Insurance policy coverage should also be considered. The language within the typical CGL policy states that the policy covers “those sums that the insured becomes legally obligated to pay as damages because of ‘bodily injury’ or ‘property damage.’ ” “Property damage” is usually defined as “physical injury to tangible property.” Policy provisions can have different interpretations from state to state. However, one common thread regarding courts’ interpretation of “property damage” (subject to exceptions) is that some thing must be damaged for insurance to apply, i.e. some component of the building other than the insured’s product or work.

In the context of energy performance, it is safe to assume that most insurance carriers would regard a claim based solely on whether a component or product met code or standards as not causing “damage” to other property. In the absence of a claim that a product caused physical damage, insurance carriers would likely argue that such claims are relegated to the parties’ own contractual assignment of risk, not as a covered claim. A 2014 Colorado case, Wardcraft Homes v. Employers Mutual Cas. Co., shows that a claim based on the home’s alleged failure to meet Energy Star does not involve a claim for “property damage;” so that no coverage would be available. To address such issues in the context of Energy Star, recently proposed legislation would have amended the program to provide that an Energy Star label would not normally amount to a warranty or guarantee which could be actionable in court. This proposed amendment has since been abandoned.

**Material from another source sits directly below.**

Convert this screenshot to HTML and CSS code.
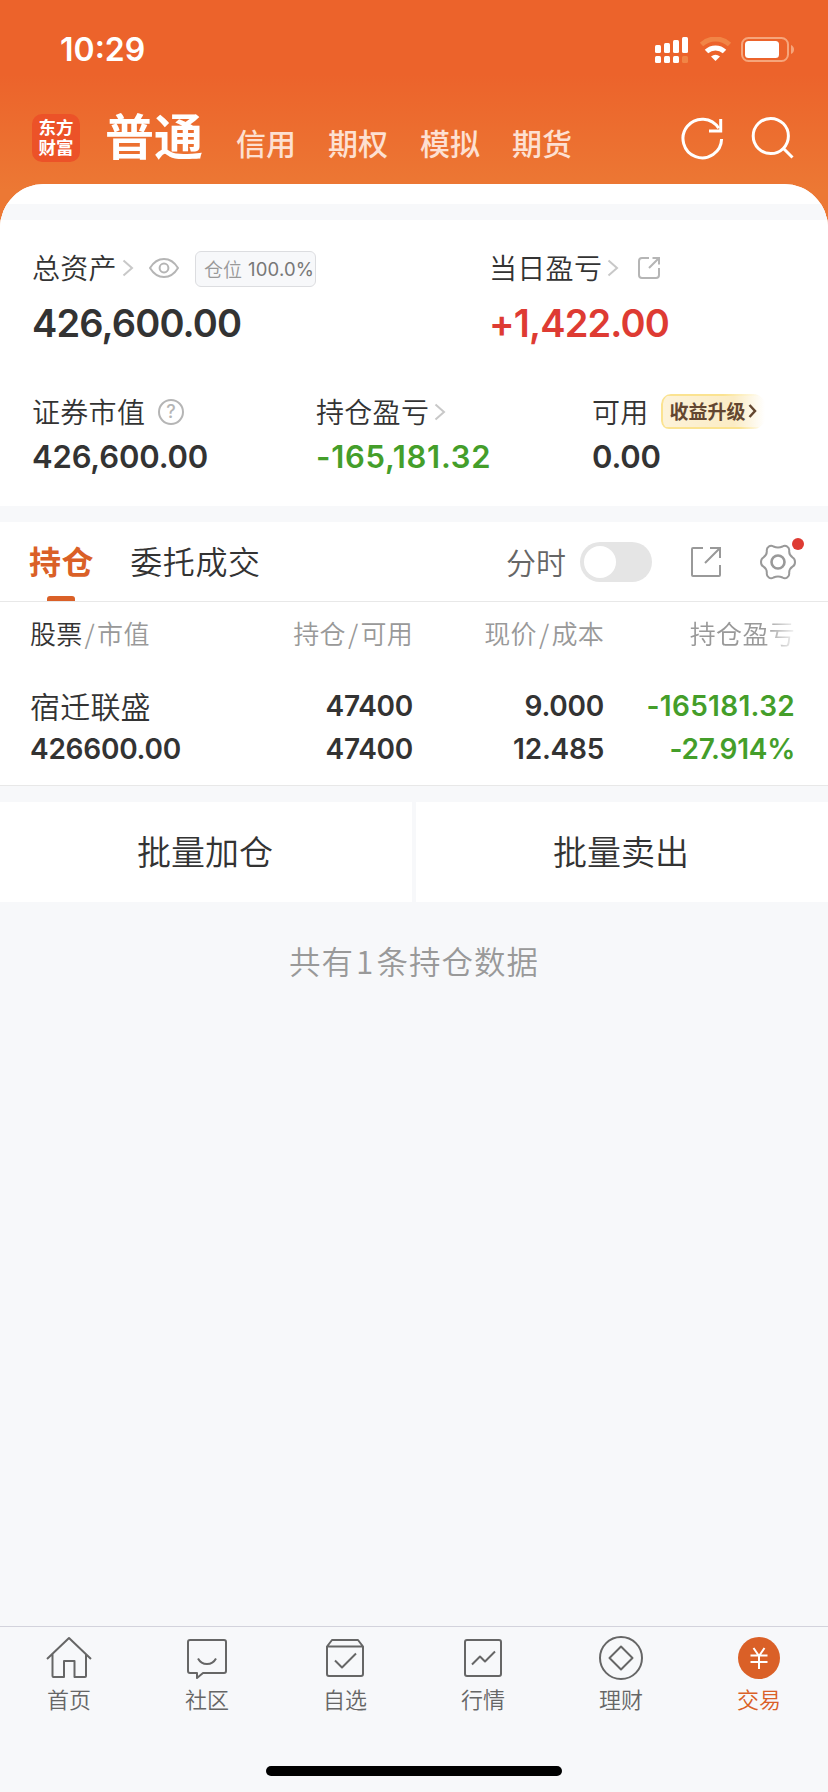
FILE: index.html
```html
<!DOCTYPE html>
<html lang="zh-CN">
<head>
<meta charset="utf-8">
<title>普通交易</title>
<link rel="stylesheet" href="styles.css">
</head>
<body>
<div class="app">
  <header class="header">
    <div class="status">
      <span class="time">10:29</span>
      <svg class="status-icons" viewBox="655 37 140 26" width="140" height="26" fill="#fff">
        <rect x="655" y="45" width="6" height="8" rx="1.5"/><rect x="664" y="43" width="6" height="10" rx="1.5"/><rect x="673" y="40" width="6" height="13" rx="1.5"/><rect x="682" y="37" width="6" height="16" rx="1.5"/>
        <rect x="655" y="56" width="6" height="7" rx="1.5"/><rect x="664" y="56" width="6" height="7" rx="1.5"/><rect x="673" y="56" width="6" height="7" rx="1.5"/><rect x="682" y="56" width="6" height="7" rx="1.5" fill="#f18546"/>
        <path d="M701.5 44.5A20.5 20.5 0 0 1 729.500 44.500" fill="none" stroke="#f18546" stroke-width="5"/>
        <path d="M706.500 51.500A13 13 0 0 1 724.500 51.500" fill="none" stroke="#fff" stroke-width="5"/>
        <path d="M711 56.500Q715.500 53 720 56.500L715.500 61Z"/>
        <rect x="742" y="38" width="46" height="23" rx="6.500" fill="none" stroke="#f6a57b" stroke-width="2"/>
        <rect x="745" y="41" width="34" height="17" rx="3.500"/>
        <path d="M791 45q3 1.500 3 4.500t-3 4.500z" fill="#f6a57b"/>
      </svg>
    </div>
    <div class="topbar">
      <div class="logo">东方<br>财富</div>
      <nav class="accounts">
        <span class="account-active">普通</span>
        <span>信用</span><span>期权</span><span>模拟</span><span>期货</span>
      </nav>
      <svg class="actions" viewBox="680 114 116 48" width="116" height="48" fill="none" stroke="#fff" stroke-width="3">
        <path d="M721.600 139A19.300 19.300 0 1 1 718.700 128.300"/><path d="M720.700 119V131H709"/>
        <circle cx="770.800" cy="136" r="17.600"/><path d="M783.500 148.500L792.500 157.500"/>
      </svg>
    </div>
  </header>

  <main class="sheet">
    <div class="sheet-gap"></div>
    <section class="summary">
      <div class="row-top">
        <div class="cell">
          <div class="label"><span>总资产</span>
            <svg class="chev" viewBox="0 0 12 18" width="12" height="18"><path d="M1.500 1.500L10 9L1.500 16.500"/></svg>
            <svg class="eye" viewBox="0 0 30 20" width="30" height="20" fill="none" stroke="#b5b5b5" stroke-width="2"><path d="M1 10Q6.500 1 15 1T29 10Q23.500 19 15 19T1 10Z"/><circle cx="15" cy="10" r="4.400"/></svg>
            <span class="ratio"><span>仓位</span><b>100.0%</b></span>
          </div>
          <div class="total">426,600.00</div>
        </div>
        <div class="cell">
          <div class="label"><span>当日盈亏</span>
            <svg class="chev" viewBox="0 0 12 18" width="12" height="18"><path d="M1.500 1.500L10 9L1.500 16.500"/></svg>
            <svg class="share-sm" viewBox="0 0 24 24" width="24" height="24" fill="none" stroke="#b5b5b5" stroke-width="2"><path d="M12 2H5Q2 2 2 5V19Q2 22 5 22H19Q22 22 22 19V12M15.500 2H22V8.500M22 2L12 12"/></svg>
          </div>
          <div class="total total-up">+1,422.00</div>
        </div>
      </div>
      <div class="row-bottom">
        <div class="cell">
          <div class="label"><span>证券市值</span><span class="help">?</span></div>
          <div class="value">426,600.00</div>
        </div>
        <div class="cell">
          <div class="label"><span>持仓盈亏</span>
            <svg class="chev" viewBox="0 0 12 18" width="12" height="18"><path d="M1.500 1.500L10 9L1.500 16.500"/></svg>
          </div>
          <div class="value down value-pl">-165,181.32</div>
        </div>
        <div class="cell">
          <div class="label"><span>可用</span>
            <span class="promo"><span>收益升级</span><svg viewBox="0 0 9 14" width="9" height="14" fill="none" stroke="#634630" stroke-width="2.500"><path d="M1.500 1L7 7L1.500 13"/></svg></span>
          </div>
          <div class="value value-free">0.00</div>
        </div>
      </div>
    </section>

    <section class="positions">
      <div class="tabs">
        <span class="tab tab-active">持仓</span>
        <span class="tab">委托成交</span>
        <span class="minute">分时</span>
        <span class="toggle"><i></i></span>
        <svg class="share" viewBox="0 0 32 32" width="32" height="32" fill="none" stroke="#999" stroke-width="2"><path d="M13 2H3Q2 2 2 3V29Q2 30 3 30H29Q30 30 30 29V19M20 2H30V12M30 2L15 17"/></svg>
        <span class="gear"><svg viewBox="-19 -19 38 38" width="38" height="38" fill="none" stroke="#999" stroke-width="2" stroke-linejoin="round"><path d="M-4.500 -15.500Q0 -13.500 4.500 -15.500Q7 -17.200 9.500 -15.200Q11.500 -14 11.200 -11Q11 -7 14.500 -4.700Q17 -3.500 17 0Q17 3.500 14.500 4.700Q11 7 11.200 11Q11.500 14 9.500 15.200Q7 17.200 4.500 15.500Q0 13.500 -4.500 15.500Q-7 17.200 -9.500 15.200Q-11.500 14 -11.200 11Q-11 7 -14.500 4.700Q-17 3.500 -17 0Q-17 -3.500 -14.500 -4.700Q-11 -7 -11.200 -11Q-11.500 -14 -9.500 -15.200Q-7 -17.200 -4.500 -15.500Z"/><circle r="6.500" stroke-width="2.600"/></svg><i class="dot"></i></span>
      </div>
      <div class="grid grid-head">
        <span><em>股票</em><s>/</s>市值</span><span>持仓<s>/</s>可用</span><span>现价<s>/</s>成本</span><span class="fade">持仓盈亏</span>
      </div>
      <div class="grid grid-row">
        <span class="stock">宿迁联盛</span><span>47400</span><span>9.000</span><span class="down wide">-165181.32</span>
        <span>426600.00</span><span>47400</span><span>12.485</span><span class="down">-27.914%</span>
      </div>
    </section>

    <div class="batch"><span>批量加仓</span><span>批量卖出</span></div>
    <p class="count">共有<b>1</b>条持仓数据</p>
  </main>

  <footer class="footer">
    <nav class="nav">
      <span class="nav-item"><svg viewBox="-23 -22 46 44" width="46" height="44"><path d="M-22 1L0 -20L22 1M-16.500 -4V18Q-16.500 19 -15.500 19H-5V3H5.500V19H16Q17 19 17 18V-4"/></svg>首页</span>
      <span class="nav-item"><svg viewBox="-23 -22 46 44" width="46" height="44"><path d="M-17 -18H17Q19 -18 19 -16V13Q19 15 17 15H-4L-10 20V15H-17Q-19 15 -19 13V-16Q-19 -18 -17 -18ZM-9 .5Q-6 6 0 6T9 .5"/></svg>社区</span>
      <span class="nav-item"><svg viewBox="-23 -22 46 44" width="46" height="44"><path d="M-18 -11.500L-13 -18H13L18 -11.500V16Q18 18 16 18H-16Q-18 18 -18 16ZM-18 -11.500H18M-10 2.500L-3 9.500L11 -4.500"/></svg>自选</span>
      <span class="nav-item"><svg viewBox="-23 -22 46 44" width="46" height="44"><rect x="-18" y="-18" width="36" height="36" rx="2"/><path d="M-11 6.500L-3 -1.500L2 3.500L12 -6.500"/></svg>行情</span>
      <span class="nav-item"><svg viewBox="-23 -22 46 44" width="46" height="44"><circle r="21"/><path d="M0 -11.500L11.500 0L0 11.500L-11.500 0Z"/></svg>理财</span>
      <span class="nav-item nav-active"><svg viewBox="-23 -22 46 44" width="46" height="44"><circle r="21" fill="#da6027" stroke="none"/><path d="M-5.500 -10L0 -2L5.500 -10M0 -2V11M-8.500 -2.500H8.500M-8.500 4H8.500" stroke="#fff"/></svg>交易</span>
    </nav>
    <div class="home-bar"></div>
  </footer>
</div>
</body>
</html>
```
FILE: styles.css
```css
* { box-sizing: border-box; }
body { margin: 0; background: #f7f8fa; }
svg { display: block; flex: none; }
i, em, s, b { font-style: normal; text-decoration: none; font-weight: inherit; }
.app {
  width: 828px; height: 1792px; display: flex; flex-direction: column;
  font-family: "Noto Sans CJK SC", sans-serif; font-weight: 350; color: #333;
  background: linear-gradient(#ec632b 0, #ec632b 74px, #ec7834 190px, #ec7834 240px, #f7f8fa 240px);
  white-space: nowrap; overflow: hidden;
}
.header { height: 184px; flex: none; color: #fff; }
.status { height: 98px; padding: 0 33px 0 60px; display: flex; justify-content: space-between; align-items: center; }
.time { font: 600 32px/40px Inter, sans-serif; padding-top: 2px; }
.status-icons { margin-top: 2px; }
.topbar { height: 80px; padding: 0 32px; display: flex; align-items: center; }
.logo {
  width: 48px; height: 48px; padding-top: 3px; border-radius: 10px; background: #ec5228;
  text-align: center; font-size: 17.500px; line-height: 20px; font-weight: 700;
}
.accounts { display: flex; align-items: baseline; gap: 32px; margin-left: 25px; flex: 1; font-size: 30px; line-height: 48px; font-weight: 500; color: #fde0d2; }
.account-active { font-size: 49px; font-weight: 600; margin-right: 1px; color: #fff; }

.sheet { flex: 1; border-radius: 44px 44px 0 0; background: #f7f8fa; overflow: hidden; padding-top: 20px; box-shadow: inset 0 20px #fff; }
.sheet-gap { height: 16px; background: #f7f8fa; }
.summary { height: 286px; background: #fff; padding: 28px 32px 0; }
.row-top { display: grid; grid-template-columns: 457px 1fr; height: 144px; }
.row-bottom { display: grid; grid-template-columns: 284px 276px 1fr; }
.label { height: 40px; display: flex; align-items: center; font-size: 28px; line-height: 40px; letter-spacing: .3px; }
.label > span:first-child { margin-top: -2px; }
.chev { margin-left: 5px; fill: none; stroke: #c8c8c8; stroke-width: 2; }
.eye { margin-left: 15px; }
.ratio {
  width: 121px; height: 36px; margin: 2px 0 0 16px; padding-left: 8px; display: flex; align-items: center; gap: 6px;
  border: 1px solid #dcdde0; border-radius: 6px; background: #f7f8fa; color: #999; font-size: 19px; overflow: hidden; letter-spacing: 0;
}
.ratio b { font: 400 18.500px/34px Inter, sans-serif; letter-spacing: .2px; color: #777; }
.share-sm { margin-left: 18px; }
.total { margin-top: 11px; font: 600 38px/48px Inter, sans-serif; letter-spacing: -.85px; }
.total-up { color: #de3b33; }
.help { width: 26px; height: 26px; margin-left: 13px; border: 2px solid #b5b5b5; border-radius: 50%; font: 500 18px/22px Inter, sans-serif; color: #b5b5b5; text-align: center; }
.value { margin-top: 5px; font: 600 31px/40px Inter, sans-serif; letter-spacing: -.15px; }
.value-pl { letter-spacing: .7px; }
.down { color: #449e2a; }
.promo {
  width: 104px; height: 35px; margin: -2px 0 0 12px; padding-left: 9px; display: flex; align-items: center; gap: 2px;
  border-radius: 10px 12px 12px 8px; box-shadow: inset 2px 0 #fbe391;
  background:
    linear-gradient(90deg, #fbe391 60%, #fff) top / 100% 2px no-repeat,
    linear-gradient(90deg, #fbe391 75%, #fff) bottom / 100% 2px no-repeat,
    linear-gradient(90deg, #fdf3da, #fbecc4 70%, #fff);
  color: #634630; font-size: 19px; font-weight: 700; letter-spacing: 0;
}

.positions { margin-top: 16px; height: 264px; background: #fff; border-bottom: 1px solid #e8e8e8; }
.tabs { height: 80px; padding: 0 31px 0 29px; display: flex; align-items: center; border-bottom: 1px solid #e8e8e8; }
.tab { font-size: 32px; letter-spacing: .6px; line-height: 77px; padding-bottom: 2px; margin-right: 36px; }
.tab-active { color: #da6027; font-weight: 600; position: relative; }
.tab-active::after { content: ""; position: absolute; left: 18px; bottom: 0; width: 28px; height: 5px; border-radius: 3px 3px 0 0; background: #da6027; }
.minute { margin-left: auto; font-size: 30px; color: #666; padding-bottom: 1px; }
.toggle { width: 72px; height: 40px; margin-left: 14px; padding: 4px; border-radius: 20px; background: #e5e5e5; }
.toggle i { display: block; width: 32px; height: 32px; border-radius: 50%; background: #fff; }
.share { margin-left: 38px; }
.gear { margin-left: 37px; position: relative; }
.dot { position: absolute; right: -7px; top: -5px; width: 12px; height: 12px; border-radius: 50%; background: #de3b33; }
.grid { display: grid; grid-template-columns: 200px 183px 191px 191px; padding-left: 30px; }
.grid > :not(:nth-child(4n+1)) { text-align: right; }
.grid-head { padding-top: 11px; font-size: 26px; line-height: 40px; letter-spacing: .3px; color: #999; }
.grid-head em { color: #333; }
.grid-head s { margin: 0 2px; }
.fade { -webkit-mask-image: linear-gradient(90deg, #000 160px, transparent 195px); mask-image: linear-gradient(90deg, #000 160px, transparent 195px); }
.grid-row { padding-top: 32px; font: 600 28px/43px Inter, sans-serif; letter-spacing: -.25px; }
.grid-row .wide { letter-spacing: .3px; }
.grid-row .stock { font: 350 30px/40px "Noto Sans CJK SC", sans-serif; letter-spacing: .2px; }

.batch { margin-top: 16px; height: 100px; display: grid; grid-template-columns: 1fr 1fr; gap: 4px; text-align: center; font-size: 34px; line-height: 97px; }
.batch span { background: #fff; padding-right: 2px; }
.count { margin: 34px 0 0; text-align: center; font-size: 31.500px; line-height: 48px; letter-spacing: 1px; color: #999; }
.count b { margin: 0 2px; }

.footer { height: 166px; flex: none; background: #f7f8fa; border-top: 1px solid #d3d3dc; }
.nav { height: 139px; padding-top: 9px; display: grid; grid-template-columns: repeat(6, 1fr); }
.nav-item { display: flex; flex-direction: column; align-items: center; font-size: 22px; line-height: 37px; color: #666; }
.nav-item svg { fill: none; stroke: #666; stroke-width: 2; stroke-linejoin: round; }
.nav-active { color: #da6027; }
.home-bar { width: 296px; height: 10px; margin: 0 auto; border-radius: 5px; background: #000; }
```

While the risks of exposure for green building and energy performance may not differ significantly from traditional construction defect claims, they can pose unique circumstances of potential damages and risk assignment. Therefore, stakeholders should refocus on limiting risks

relating to green building claims through warranty provisions, purchase order language, and terms and conditions of sale provisions. By this, stakeholders may manage their scope of responsibility arising out of the green building and energy certification process.